Batuque (バトゥーキ, Batūki) is a Japanese manga series written and illustrated by Toshio Sako. It was serialized in Shueisha's seinen manga magazine Weekly Young Jump from July 2018 to June 2020, and later moved to the Tonari no Young Jump website and the Young Jump app, where it ran from July 2020 to February 2024. Its chapters were collected into 18 tankōbon volumes.

==Plot==
Ichiri Sanjou is a skate-boarding high-schooler who struggles with the limitations imposed on her by her parents. One day, she meets a man in a park and gets caught up in a convenience store robbery. The man, who appears homeless, is a Brazilian who practices Capoeira. Ichiri and her friends start learning Capoeira from him, and Ichiri quickly becomes good at it, enjoying both the fighting and the idea of freedom it represents.

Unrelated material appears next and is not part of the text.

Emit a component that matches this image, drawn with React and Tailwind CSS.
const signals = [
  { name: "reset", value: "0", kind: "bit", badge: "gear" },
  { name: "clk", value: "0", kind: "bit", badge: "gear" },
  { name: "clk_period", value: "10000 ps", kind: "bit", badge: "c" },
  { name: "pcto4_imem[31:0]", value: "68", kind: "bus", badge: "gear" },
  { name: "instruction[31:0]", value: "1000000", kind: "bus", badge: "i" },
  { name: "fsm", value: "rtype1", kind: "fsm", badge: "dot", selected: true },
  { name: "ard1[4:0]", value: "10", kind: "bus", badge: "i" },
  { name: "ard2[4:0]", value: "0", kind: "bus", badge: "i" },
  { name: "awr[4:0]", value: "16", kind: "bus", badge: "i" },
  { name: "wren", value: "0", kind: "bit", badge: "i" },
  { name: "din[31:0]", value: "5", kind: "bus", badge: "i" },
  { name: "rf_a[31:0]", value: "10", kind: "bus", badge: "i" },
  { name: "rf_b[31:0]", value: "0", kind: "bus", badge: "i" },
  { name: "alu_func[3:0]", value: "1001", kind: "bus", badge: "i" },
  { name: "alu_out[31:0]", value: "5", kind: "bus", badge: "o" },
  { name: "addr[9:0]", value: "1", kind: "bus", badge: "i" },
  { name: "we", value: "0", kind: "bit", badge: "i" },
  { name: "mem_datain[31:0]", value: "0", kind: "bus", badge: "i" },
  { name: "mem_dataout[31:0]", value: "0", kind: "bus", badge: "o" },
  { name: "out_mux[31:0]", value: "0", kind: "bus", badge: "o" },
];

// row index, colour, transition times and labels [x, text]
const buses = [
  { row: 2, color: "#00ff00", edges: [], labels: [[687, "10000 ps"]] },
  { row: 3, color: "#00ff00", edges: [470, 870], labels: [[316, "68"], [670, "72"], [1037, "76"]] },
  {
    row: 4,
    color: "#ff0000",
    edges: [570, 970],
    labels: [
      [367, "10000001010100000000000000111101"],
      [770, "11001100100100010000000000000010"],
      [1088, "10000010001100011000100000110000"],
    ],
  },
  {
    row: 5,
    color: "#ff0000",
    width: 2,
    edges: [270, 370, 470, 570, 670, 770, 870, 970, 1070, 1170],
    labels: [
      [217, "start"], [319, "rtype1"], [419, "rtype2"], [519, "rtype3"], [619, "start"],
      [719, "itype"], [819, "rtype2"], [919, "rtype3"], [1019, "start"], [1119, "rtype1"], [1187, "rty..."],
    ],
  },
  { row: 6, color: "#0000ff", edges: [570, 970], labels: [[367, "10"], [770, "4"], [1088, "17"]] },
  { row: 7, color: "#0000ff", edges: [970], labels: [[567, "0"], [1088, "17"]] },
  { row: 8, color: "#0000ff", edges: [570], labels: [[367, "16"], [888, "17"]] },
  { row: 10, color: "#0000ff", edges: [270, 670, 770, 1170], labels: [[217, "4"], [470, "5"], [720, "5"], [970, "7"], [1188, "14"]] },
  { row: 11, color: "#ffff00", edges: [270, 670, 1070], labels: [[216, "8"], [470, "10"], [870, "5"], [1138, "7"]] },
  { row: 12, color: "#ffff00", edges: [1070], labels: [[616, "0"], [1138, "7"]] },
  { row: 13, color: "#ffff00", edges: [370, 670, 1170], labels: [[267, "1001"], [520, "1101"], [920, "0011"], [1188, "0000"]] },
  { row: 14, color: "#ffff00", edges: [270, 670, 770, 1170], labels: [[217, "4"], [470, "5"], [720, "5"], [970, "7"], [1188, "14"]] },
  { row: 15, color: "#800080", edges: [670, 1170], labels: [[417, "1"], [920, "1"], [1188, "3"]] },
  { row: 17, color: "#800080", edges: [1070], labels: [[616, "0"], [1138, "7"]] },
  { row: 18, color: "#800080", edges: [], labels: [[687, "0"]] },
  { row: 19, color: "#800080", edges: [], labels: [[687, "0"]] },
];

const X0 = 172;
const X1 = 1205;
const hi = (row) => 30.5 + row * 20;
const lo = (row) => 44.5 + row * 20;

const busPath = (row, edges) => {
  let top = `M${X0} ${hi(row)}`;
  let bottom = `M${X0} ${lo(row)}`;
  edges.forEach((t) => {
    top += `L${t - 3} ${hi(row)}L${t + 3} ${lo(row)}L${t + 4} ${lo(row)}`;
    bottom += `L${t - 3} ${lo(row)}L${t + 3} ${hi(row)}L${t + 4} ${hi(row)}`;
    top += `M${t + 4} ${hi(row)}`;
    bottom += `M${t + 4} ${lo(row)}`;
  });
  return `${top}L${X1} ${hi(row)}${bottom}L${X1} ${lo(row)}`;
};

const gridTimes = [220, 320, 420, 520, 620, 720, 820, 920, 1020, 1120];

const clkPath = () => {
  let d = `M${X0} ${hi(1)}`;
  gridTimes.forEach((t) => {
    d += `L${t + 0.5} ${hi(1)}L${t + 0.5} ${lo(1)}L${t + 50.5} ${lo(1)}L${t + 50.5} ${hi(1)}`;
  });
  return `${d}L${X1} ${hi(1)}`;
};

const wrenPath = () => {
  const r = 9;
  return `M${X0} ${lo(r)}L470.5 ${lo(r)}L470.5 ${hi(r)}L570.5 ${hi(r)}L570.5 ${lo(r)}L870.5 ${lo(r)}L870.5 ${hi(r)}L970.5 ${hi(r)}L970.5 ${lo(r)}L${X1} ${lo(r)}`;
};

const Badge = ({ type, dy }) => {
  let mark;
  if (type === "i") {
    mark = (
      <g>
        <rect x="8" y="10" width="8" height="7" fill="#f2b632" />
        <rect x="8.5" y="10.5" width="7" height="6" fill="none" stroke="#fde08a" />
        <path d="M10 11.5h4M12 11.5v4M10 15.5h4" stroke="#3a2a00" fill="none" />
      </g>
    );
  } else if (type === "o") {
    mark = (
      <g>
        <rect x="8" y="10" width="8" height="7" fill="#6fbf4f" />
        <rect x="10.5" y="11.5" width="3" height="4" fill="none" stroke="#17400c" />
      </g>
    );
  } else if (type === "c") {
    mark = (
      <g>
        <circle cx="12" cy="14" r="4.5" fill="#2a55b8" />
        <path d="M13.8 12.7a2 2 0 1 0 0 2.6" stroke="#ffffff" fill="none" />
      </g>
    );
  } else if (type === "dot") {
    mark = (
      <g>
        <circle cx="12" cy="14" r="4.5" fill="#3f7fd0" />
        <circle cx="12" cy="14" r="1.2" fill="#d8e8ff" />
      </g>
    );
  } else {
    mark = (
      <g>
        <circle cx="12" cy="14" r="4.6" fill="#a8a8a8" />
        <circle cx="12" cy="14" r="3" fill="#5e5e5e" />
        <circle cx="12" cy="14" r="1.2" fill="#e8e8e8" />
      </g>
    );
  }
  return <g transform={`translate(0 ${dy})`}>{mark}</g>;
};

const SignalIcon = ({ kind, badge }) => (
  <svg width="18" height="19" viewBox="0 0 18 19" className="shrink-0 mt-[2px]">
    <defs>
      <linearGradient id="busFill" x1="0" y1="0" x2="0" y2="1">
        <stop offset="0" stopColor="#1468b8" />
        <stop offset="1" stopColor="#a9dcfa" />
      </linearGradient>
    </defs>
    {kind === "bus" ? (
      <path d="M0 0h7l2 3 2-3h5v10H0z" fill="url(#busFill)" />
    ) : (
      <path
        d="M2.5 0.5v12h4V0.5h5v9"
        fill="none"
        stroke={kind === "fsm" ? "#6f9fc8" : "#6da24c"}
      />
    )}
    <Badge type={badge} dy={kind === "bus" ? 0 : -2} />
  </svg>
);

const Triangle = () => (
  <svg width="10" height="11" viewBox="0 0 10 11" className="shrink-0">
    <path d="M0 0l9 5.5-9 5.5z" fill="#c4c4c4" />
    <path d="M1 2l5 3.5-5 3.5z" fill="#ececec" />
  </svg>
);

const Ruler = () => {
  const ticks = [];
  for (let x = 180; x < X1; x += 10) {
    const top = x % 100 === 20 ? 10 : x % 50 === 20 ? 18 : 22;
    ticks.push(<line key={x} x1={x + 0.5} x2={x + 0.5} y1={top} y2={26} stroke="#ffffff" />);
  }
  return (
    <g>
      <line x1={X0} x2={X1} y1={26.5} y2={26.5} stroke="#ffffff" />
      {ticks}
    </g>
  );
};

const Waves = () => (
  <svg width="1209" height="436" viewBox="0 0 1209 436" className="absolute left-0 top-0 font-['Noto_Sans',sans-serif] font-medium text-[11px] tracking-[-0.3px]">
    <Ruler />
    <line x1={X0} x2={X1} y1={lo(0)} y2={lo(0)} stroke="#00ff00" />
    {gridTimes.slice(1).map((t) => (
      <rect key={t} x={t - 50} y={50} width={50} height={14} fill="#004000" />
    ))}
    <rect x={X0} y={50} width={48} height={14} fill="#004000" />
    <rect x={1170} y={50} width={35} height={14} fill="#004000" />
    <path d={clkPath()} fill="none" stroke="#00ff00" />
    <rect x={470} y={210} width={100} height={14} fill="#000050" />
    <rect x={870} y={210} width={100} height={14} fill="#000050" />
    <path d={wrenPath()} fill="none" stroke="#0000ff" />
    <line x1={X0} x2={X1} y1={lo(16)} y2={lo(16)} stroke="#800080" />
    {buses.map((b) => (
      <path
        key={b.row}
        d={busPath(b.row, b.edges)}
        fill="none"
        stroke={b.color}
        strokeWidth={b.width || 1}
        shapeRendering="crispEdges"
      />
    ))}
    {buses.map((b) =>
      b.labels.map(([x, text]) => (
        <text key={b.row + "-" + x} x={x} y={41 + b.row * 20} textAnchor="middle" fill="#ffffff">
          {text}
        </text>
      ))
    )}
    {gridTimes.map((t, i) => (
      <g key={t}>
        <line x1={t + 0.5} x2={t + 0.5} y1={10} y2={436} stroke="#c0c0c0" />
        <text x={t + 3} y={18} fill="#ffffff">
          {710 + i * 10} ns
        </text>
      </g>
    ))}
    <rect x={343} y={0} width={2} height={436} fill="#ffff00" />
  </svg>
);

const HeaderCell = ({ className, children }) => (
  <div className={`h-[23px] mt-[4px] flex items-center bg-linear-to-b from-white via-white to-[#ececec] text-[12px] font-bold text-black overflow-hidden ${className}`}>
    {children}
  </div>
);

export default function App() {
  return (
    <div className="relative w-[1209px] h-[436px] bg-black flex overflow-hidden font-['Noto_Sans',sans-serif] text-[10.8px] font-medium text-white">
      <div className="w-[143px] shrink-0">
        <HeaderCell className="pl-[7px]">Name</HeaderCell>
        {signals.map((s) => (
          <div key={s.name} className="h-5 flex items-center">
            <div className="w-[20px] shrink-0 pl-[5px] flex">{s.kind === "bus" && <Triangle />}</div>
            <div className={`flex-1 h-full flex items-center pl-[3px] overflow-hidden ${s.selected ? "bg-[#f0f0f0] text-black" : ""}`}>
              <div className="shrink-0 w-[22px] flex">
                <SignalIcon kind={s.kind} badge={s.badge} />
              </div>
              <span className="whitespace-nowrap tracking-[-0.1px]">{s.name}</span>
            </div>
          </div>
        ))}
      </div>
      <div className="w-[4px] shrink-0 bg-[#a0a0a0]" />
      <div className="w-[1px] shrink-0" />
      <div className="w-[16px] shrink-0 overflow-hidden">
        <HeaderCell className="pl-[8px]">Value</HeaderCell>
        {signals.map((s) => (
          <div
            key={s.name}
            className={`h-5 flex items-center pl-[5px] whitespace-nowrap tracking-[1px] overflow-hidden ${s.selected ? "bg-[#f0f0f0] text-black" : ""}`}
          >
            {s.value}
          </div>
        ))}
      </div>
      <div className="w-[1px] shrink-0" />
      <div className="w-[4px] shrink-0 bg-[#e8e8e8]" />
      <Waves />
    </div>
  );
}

However, there is more going on beneath the surface than she realizes, as Ichiri begins to uncover secrets from her past, realizing that her family has hidden important truths about their origins.

==Characters==
- Ichiri Sanjou (三條 一里, Sanjō Ichiri)
The protagonist of the manga. Known by most by the nickname Icchi (いっち, Itchi). A first-year high school student at Hayatomo High School. After meeting a mysterious old man and learning capoeira from him, she became an ever-growing capoeirista thrust into the midst of an upcoming Inheritance War by B.J. She is the daughter of Isao Sanjou, the boss of the Brazilian mafia group Lança Mortal. Her apelido (nickname among capoeiristas) is Alegria (Joy).
- Aruna (アルナ, Aruna)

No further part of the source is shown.